What stops us from just doing it then? First of all, computers that would be powerful enough and had the required functionalities have not been realized yet. Second of all, and this is the easier problem to solve, algorithms need to be developed for such computers. They could be written beforehand and tested on a classical machine that would simulate quantum computer's operation (obviously, of appropriately small scale). I managed to design a few algorithms of this kind that provided useful results even for relatively small (16-qubit) registers. For example, the simulations of the scattering of Dirac fermion in an external scalar potential and of two Schrödinger particles (quantum free particles) colliding (Fig. 1) were successful. So were the simulations of quantum tunneling and excited state decay. The results seem promising. Had a real quantum computer been used, spin states of merely 16 electrons instead of 217 floating point numbers would have sufficed.
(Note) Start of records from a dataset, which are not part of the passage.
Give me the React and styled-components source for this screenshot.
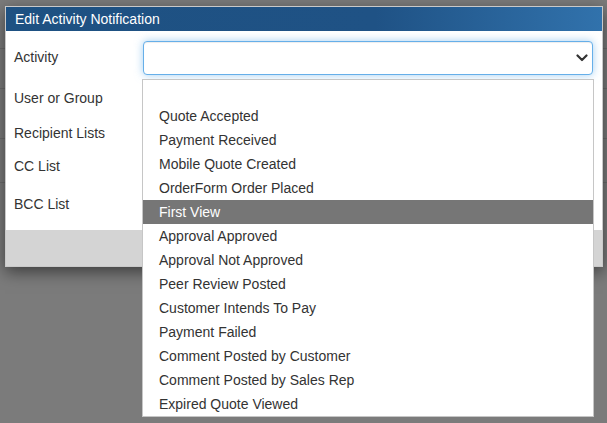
import React from "react";
import styled, { createGlobalStyle } from "styled-components";

const Global = createGlobalStyle`
  html, body { margin: 0; padding: 0; }
  body { font-family: "Liberation Sans", Arial, sans-serif; }
`;

const Backdrop = styled.div`
  position: relative;
  width: 607px;
  height: 423px;
  overflow: hidden;
  background: #7b7b7b;
`;

const BgRow = styled.div`
  height: ${(p) => p.$h}px;
  border-bottom: 1px solid #6c6c6c;
  box-sizing: border-box;
`;

const Dialog = styled.div`
  position: absolute;
  left: 5px;
  top: 6px;
  width: 598px;
  box-sizing: border-box;
  border: 1px solid #c9c9c9;
  background: #fff;
  box-shadow: 0 5px 15px rgba(0, 0, 0, 0.5);
  display: flex;
  flex-direction: column;
`;

const TitleBar = styled.div`
  height: 24px;
  display: flex;
  align-items: center;
  padding-left: 9px;
  background: linear-gradient(to right, #1e5182 0%, #1f5285 62%, #3172ac 100%);
  color: #fff;
  font-size: 14px;
`;

const Body = styled.div`
  display: flex;
  flex-direction: column;
  padding: 10px 9px 16px 0;
`;

const Row = styled.div`
  display: grid;
  grid-template-columns: 137px 1fr;
  align-items: center;
  margin-top: ${(p) => p.$top || 0}px;
  min-height: ${(p) => p.$h || 20}px;
`;

const Label = styled.div`
  padding-left: 8px;
  font-size: 14px;
  color: #333;
  line-height: 20px;
  margin-top: ${(p) => p.$shift || 0}px;
`;

const SelectBox = styled.div`
  height: 34px;
  box-sizing: border-box;
  border: 1px solid #66afe9;
  border-radius: 4px;
  box-shadow: inset 0 1px 1px rgba(0, 0, 0, 0.075), 0 0 8px rgba(102, 175, 233, 0.6);
  display: flex;
  align-items: center;
  justify-content: flex-end;
  padding-right: 4px;
  background: #fff;
`;

const Footer = styled.div`
  height: 36px;
  background: #d4d4d4;
`;

const DropList = styled.ul`
  position: absolute;
  left: 142px;
  top: 79px;
  width: 452px;
  margin: 0;
  padding: 0;
  list-style: none;
  box-sizing: border-box;
  border: 1px solid #c6c6c6;
  background: #fff;
`;

const Item = styled.li`
  height: 24px;
  line-height: 24px;
  padding-left: 16px;
  font-size: 14px;
  color: ${(p) => (p.$active ? "#fff" : "#333")};
  background: ${(p) => (p.$active ? "#767676" : "transparent")};
`;

const Chevron = () => (
  <svg width="12" height="8" viewBox="0 0 12 8">
    <path d="M1.5 1.5 L6 6 L10.5 1.5" fill="none" stroke="#333" strokeWidth="2.2" strokeLinecap="round" strokeLinejoin="round" />
  </svg>
);

const options = [
  "",
  "Quote Accepted",
  "Payment Received",
  "Mobile Quote Created",
  "OrderForm Order Placed",
  "First View",
  "Approval Approved",
  "Approval Not Approved",
  "Peer Review Posted",
  "Customer Intends To Pay",
  "Payment Failed",
  "Comment Posted by Customer",
  "Comment Posted by Sales Rep",
  "Expired Quote Viewed",
];

export default function App() {
  return (
    <>
      <Global />
      <Backdrop>
        <BgRow $h={49} />
        <BgRow $h={40} />
        <BgRow $h={50} />
        <BgRow $h={44} />
        <Dialog>
          <TitleBar>Edit Activity Notification</TitleBar>
          <Body>
            <Row $h={34}>
              <Label $shift={-2}>Activity</Label>
              <SelectBox>
                <Chevron />
              </SelectBox>
            </Row>
            <Row $top={13}>
              <Label>User or Group</Label>
              <div />
            </Row>
            <Row $top={15}>
              <Label>Recipient Lists</Label>
              <div />
            </Row>
            <Row $top={13}>
              <Label>CC List</Label>
              <div />
            </Row>
            <Row $top={18}>
              <Label>BCC List</Label>
              <div />
            </Row>
          </Body>
          <Footer />
        </Dialog>
        <DropList>
          {options.map((o, i) => (
            <Item key={i} $active={o === "First View"}>
              {o || "\u00a0"}
            </Item>
          ))}
        </DropList>
      </Backdrop>
    </>
  );
}
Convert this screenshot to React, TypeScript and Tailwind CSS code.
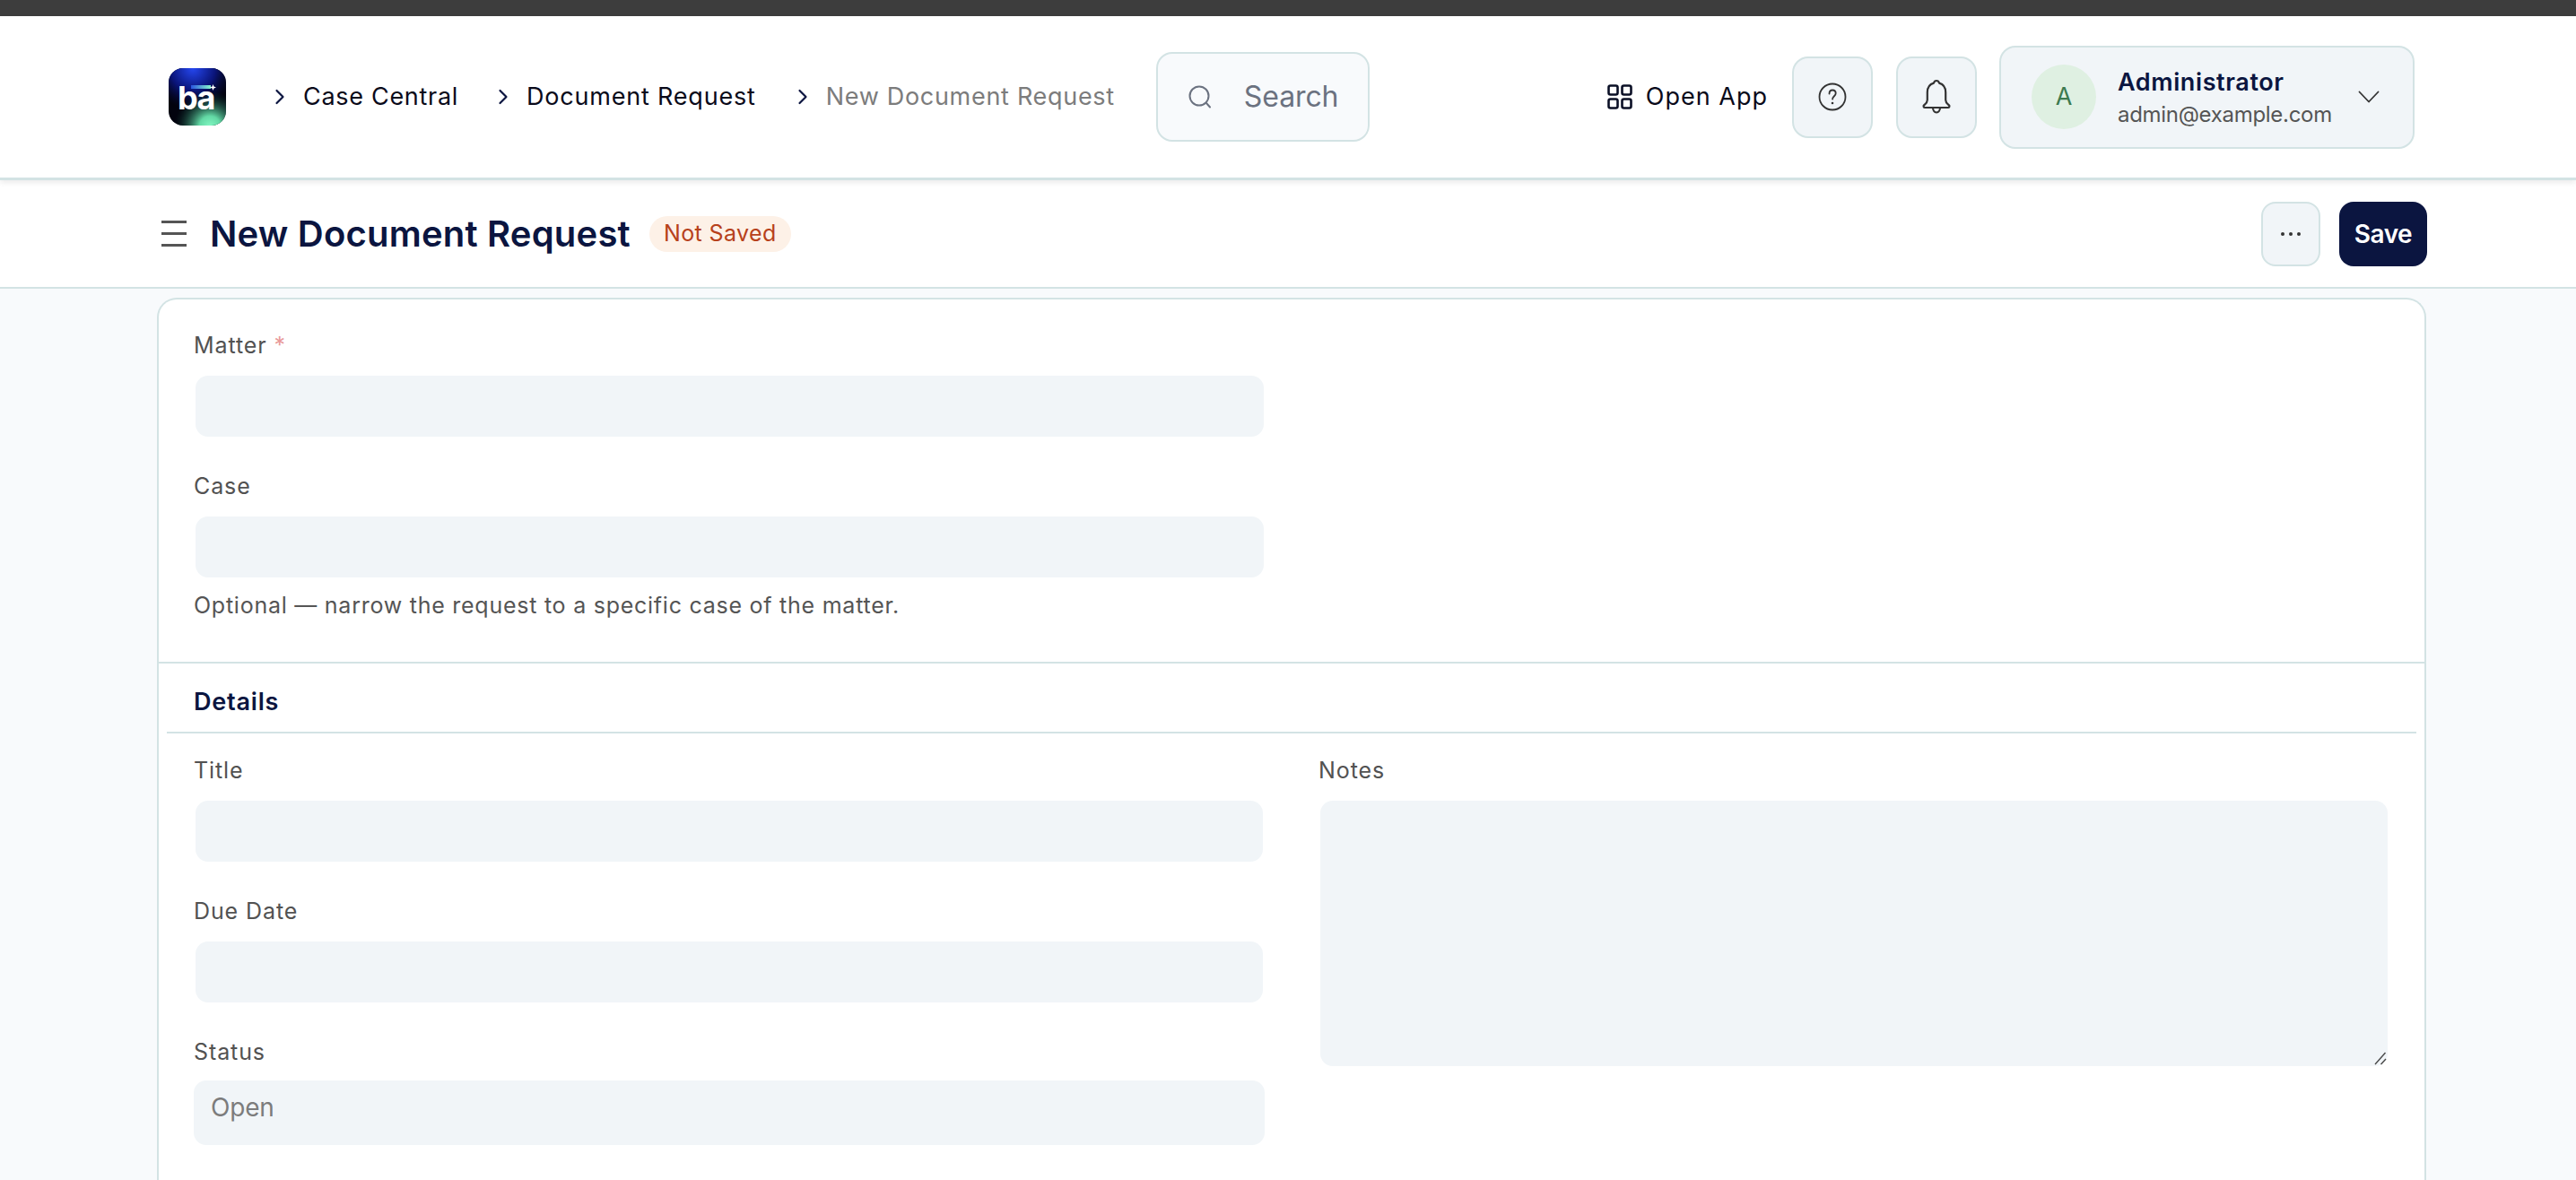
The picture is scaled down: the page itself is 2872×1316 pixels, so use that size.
import React from "react";

const Chevron = () => (
  <svg width="12" height="18" viewBox="0 0 12 18" fill="none" className="shrink-0">
    <path d="M2.5 2l7 7-7 7" stroke="#0b1540" strokeWidth="2.2" strokeLinecap="round" strokeLinejoin="round" />
  </svg>
);

const Logo = () => (
  <svg width="64" height="64" viewBox="0 0 64 64" className="shrink-0">
    <defs>
      <radialGradient id="lg1" cx="0.42" cy="0" r="0.72">
        <stop offset="0" stopColor="#2547f0" />
        <stop offset="0.55" stopColor="#0a1478" />
        <stop offset="1" stopColor="#050a3a" stopOpacity="0" />
      </radialGradient>
      <radialGradient id="lg2" cx="0.72" cy="1.02" r="0.62">
        <stop offset="0" stopColor="#84f8c4" />
        <stop offset="0.3" stopColor="#62d8a4" />
        <stop offset="1" stopColor="#0a3a30" stopOpacity="0" />
      </radialGradient>
      <linearGradient id="lg3" x1="0" x2="1" y1="0" y2="0">
        <stop offset="0" stopColor="#2a55e0" />
        <stop offset="1" stopColor="#86f5cc" />
      </linearGradient>
      <clipPath id="lc">
        <rect width="64" height="64" rx="16" />
      </clipPath>
    </defs>
    <g clipPath="url(#lc)">
      <rect width="64" height="64" fill="#02030e" />
      <rect width="64" height="64" fill="url(#lg1)" />
      <rect width="64" height="64" fill="url(#lg2)" />
    </g>
    <text x="10" y="46" fill="#ffffff" fontFamily="Inter, sans-serif" fontWeight="700" fontSize="36" letterSpacing="-1.5">ba</text>
    <rect x="25" y="19" width="22" height="4" fill="url(#lg3)" />
    <path d="M49.5 18l1 2.5 2.5 1-2.5 1-1 2.5-1-2.5-2.5-1 2.5-1z" fill="#ffffff" />
  </svg>
);

const Field = ({ label, required, children }: { label: string; required?: boolean; children: React.ReactNode }) => (
  <div className="flex flex-col">
    <label className="h-[40px] leading-[40px] mb-[14px] text-[25px] tracking-[0.9px] text-[#525252]">
      {label}
      {required && <span className="ml-[8px] text-[#e99a9a]">*</span>}
    </label>
    {children}
  </div>
);

const TextBox = () => (
  <input type="text" className="ml-[2px] mr-[2px] block h-[68px] rounded-[14px] bg-[#f1f5f8] outline-none" />
);

export default function App() {
  return (
    <div className="h-[1316px] overflow-hidden bg-[#f8fafc] [font-family:Inter,sans-serif] flex flex-col">
      <div className="h-[18px] shrink-0 bg-[#3d3d3d]" />

      <header className="relative z-10 h-[183px] shrink-0 bg-white border-b-[3px] border-[#d3e3e4] shadow-[0_3px_6px_rgba(0,0,0,0.08)] flex items-center pl-[188px] pr-[180px]">
        <Logo />
        <div className="ml-[54px]"><Chevron /></div>
        <span className="ml-[20px] text-[27px] tracking-[0.7px] text-[#0a0a1a]">Case Central</span>
        <div className="ml-[44px]"><Chevron /></div>
        <span className="ml-[20px] text-[27px] tracking-[0.8px] text-[#0a0a1a]">Document Request</span>
        <div className="ml-[46px]"><Chevron /></div>
        <span className="ml-[20px] text-[27px] tracking-[0.7px] text-[#7c7c7c]">New Document Request</span>
        <div className="ml-[46px] flex h-[100px] w-[238px] items-center rounded-[18px] border-[2px] border-[#d3e3e4] bg-[#f8fafc] pl-[34px]">
          <svg width="26" height="26" viewBox="0 0 26 26" fill="none" className="shrink-0">
            <circle cx="12" cy="12" r="10.5" stroke="#6b7280" strokeWidth="2" />
            <path d="M20 20l4 4.5" stroke="#6b7280" strokeWidth="2" strokeLinecap="round" />
          </svg>
          <span className="ml-[36px] text-[32px] tracking-[-0.1px] text-[#6b7280]">Search</span>
        </div>

        <div className="ml-auto flex items-center">
          <svg width="28" height="28" viewBox="0 0 28 28" fill="none" className="shrink-0">
            <rect x="1.5" y="1.5" width="10" height="10" rx="2" stroke="#0b1026" strokeWidth="2.6" />
            <rect x="16.5" y="1.5" width="10" height="10" rx="2" stroke="#0b1026" strokeWidth="2.6" />
            <rect x="1.5" y="16.5" width="10" height="10" rx="2" stroke="#0b1026" strokeWidth="2.6" />
            <rect x="16.5" y="16.5" width="10" height="10" rx="2" stroke="#0b1026" strokeWidth="2.6" />
          </svg>
          <span className="ml-[15px] text-[27px] tracking-[1px] text-[#0a0a1a]">Open App</span>
          <button className="ml-[27px] flex h-[91px] w-[90px] items-center justify-center rounded-[18px] border-[2px] border-[#d3e3e4] bg-[#f1f5f8]">
            <svg width="32" height="32" viewBox="0 0 32 32" fill="none">
              <circle cx="16" cy="16" r="14.5" stroke="#333333" strokeWidth="1.8" />
              <path d="M12.5 12.5c0-2.4 1.5-4 3.6-4 2.1 0 3.6 1.5 3.6 3.6 0 3-3.6 3.3-3.6 6.4" stroke="#333333" strokeWidth="1.8" strokeLinecap="round" />
              <circle cx="16" cy="23" r="1.3" fill="#333333" />
            </svg>
          </button>
          <button className="ml-[26px] flex h-[91px] w-[90px] items-center justify-center rounded-[18px] border-[2px] border-[#d3e3e4] bg-[#f1f5f8]">
            <svg width="34" height="40" viewBox="0 0 34 40" fill="none">
              <path d="M17 2c1.6 0 2.6 1 3 2.6 4.6 1.3 7.2 5.3 7.2 10.4v8.5c0 3 1.5 3.8 3.8 5.8.9.9.4 2.7-1.2 2.7H4.2c-1.6 0-2.1-1.8-1.2-2.7 2.3-2 3.8-2.8 3.8-5.8V15c0-5.1 2.6-9.1 7.2-10.4C14.4 3 15.4 2 17 2z" stroke="#333333" strokeWidth="2.2" strokeLinejoin="round" />
              <path d="M13 32c0 3 1.8 5.5 4 5.5s4-2.5 4-5.5" stroke="#333333" strokeWidth="2.2" />
            </svg>
          </button>
          <button className="ml-[25px] flex h-[115px] w-[463px] items-center rounded-[18px] border-[2px] border-[#d3e3e4] bg-[#f1f5f8] pl-[34px]">
            <span className="flex h-[72px] w-[72px] shrink-0 items-center justify-center rounded-full bg-[#dff0e2] text-[27px] text-[#3d7a4f]">A</span>
            <span className="ml-[24px] flex flex-col items-start pt-[2px]">
              <span className="text-[27px] leading-[38px] font-semibold tracking-[0.6px] text-[#0b1540]">Administrator</span>
              <span className="text-[24px] leading-[34px] tracking-[-0.3px] text-[#555555]">admin@example.com</span>
            </span>
            <svg width="24" height="14" viewBox="0 0 24 14" fill="none" className="ml-auto mr-[37px]">
              <path d="M1.5 1.5L12 12.5 22.5 1.5" stroke="#333333" strokeWidth="1.8" strokeLinecap="round" strokeLinejoin="round" />
            </svg>
          </button>
        </div>
      </header>

      <div className="h-[121px] shrink-0 bg-white border-b-[2px] border-[#d3e3e4] flex items-center pl-[180px] pr-[166px]">
        <div className="flex w-[28px] flex-col gap-[10px]">
          <span className="h-[3px] bg-[#555555]" />
          <span className="h-[3px] bg-[#555555]" />
          <span className="h-[3px] bg-[#555555]" />
        </div>
        <h1 className="ml-[26px] text-[40px] font-semibold tracking-[0.2px] text-[#0b1540]">New Document Request</h1>
        <span className="ml-[21px] flex h-[40px] items-center rounded-full bg-[#fdf1e7] px-[16px] text-[25px] tracking-[0.4px] text-[#b7411b]">Not Saved</span>
        <div className="ml-auto flex items-center gap-[21px]">
          <button className="flex h-[72px] w-[66px] items-center justify-center gap-[5px] rounded-[16px] border-[2px] border-[#d3e3e4] bg-[#f1f5f8]">
            <span className="h-[4px] w-[4px] rounded-full bg-[#333333]" />
            <span className="h-[4px] w-[4px] rounded-full bg-[#333333]" />
            <span className="h-[4px] w-[4px] rounded-full bg-[#333333]" />
          </button>
          <button className="flex h-[72px] w-[98px] items-center justify-center rounded-[16px] bg-[#0b1540] text-[28px] font-semibold tracking-[-0.5px] text-white">Save</button>
        </div>
      </div>

      <div className="pl-[175px] pr-[167px] pt-[10px]">
        <div className="rounded-t-[22px] border-[2px] border-b-0 border-[#d3e3e4] bg-white h-[1100px]">
          <div className="pt-[31px] pl-[39px] pr-[1292px] pb-[45px]">
            <Field label="Matter" required><TextBox /></Field>
            <div className="mt-[35px]"><Field label="Case"><TextBox /></Field></div>
            <p className="mt-[13px] text-[25px] leading-[36px] tracking-[0.75px] text-[#555555]">Optional — narrow the request to a specific case of the matter.</p>
          </div>
          <div className="border-t-[2px] border-[#d3e3e4]">
            <div className="ml-[9px] mr-[9px] border-b-[2px] border-[#d3e3e4] pl-[30px] pt-[23px] pb-[13px]">
              <div className="h-[40px] text-[27px] leading-[40px] font-semibold tracking-[0.8px] text-[#0b1540]">Details</div>
            </div>
            <div className="grid grid-cols-[1194px_1194px] gap-[60px] pl-[39px] pt-[21px]">
              <div className="flex flex-col">
                <Field label="Title"><TextBox /></Field>
                <div className="mt-[35px]"><Field label="Due Date"><TextBox /></Field></div>
                <div className="mt-[35px]">
                  <Field label="Status">
                    <div className="-mt-[2px] flex h-[72px] items-center rounded-[14px] bg-[#f1f5f8] pl-[19px] pb-[12px] text-[28px] tracking-[-0.2px] text-[#7c7c7c]">Open</div>
                  </Field>
                </div>
              </div>
              <div>
                <Field label="Notes">
                  <div className="relative ml-[2px] mr-[2px]">
                    <textarea className="block h-[296px] w-full rounded-[14px] bg-[#f1f5f8] outline-none resize-none" />
                    <svg width="14" height="16" viewBox="0 0 14 16" fill="none" className="pointer-events-none absolute bottom-[1px] right-[1px]">
                      <path d="M1 15L12.5 2M7.5 15L13 9" stroke="#4a4a4a" strokeWidth="1.4" />
                    </svg>
                  </div>
                </Field>
              </div>
            </div>
          </div>
        </div>
      </div>
    </div>
  );
}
Are we in for yet another revolution?
Quantum computing instruments are slowly emerging out of the shadows of laboratories into the wider world. This begs the questions (which has, in fact, been quite trendy for some time now): are we in for yet another revolution in computer science? I dare not answer. The revolution may happen. It may as well not. Sufficiently large-scale quantum computers may never be realized or they may be so expensive and sophisticated machines that only the most prominent institutions will be able to afford them.
Why be bothered with quantum computing, then? Well, it would be useful to remind ourselves what the role of science in today's world is. Is it to entice the increasingly muddled public with promises of a rosy future (based on super technologies)? To my mind, science is to make people remember that we they are more than mere consumers who score all new gadgets that rely on increasingly integrated technologies. After all, ever since Plato's Academia and Arabic madaris, universities have been strongholds of civilization. And when I say 'civilization', I do not mean it in terms of asphalt pavement per one square kilometer!
I sincerely believe that it continues to be the role to wrestle with questions like 'Where are we from? Who are we? Where are we going?'. Being bothered with quantum computer science is my modest contribution to the search for answers to these questions.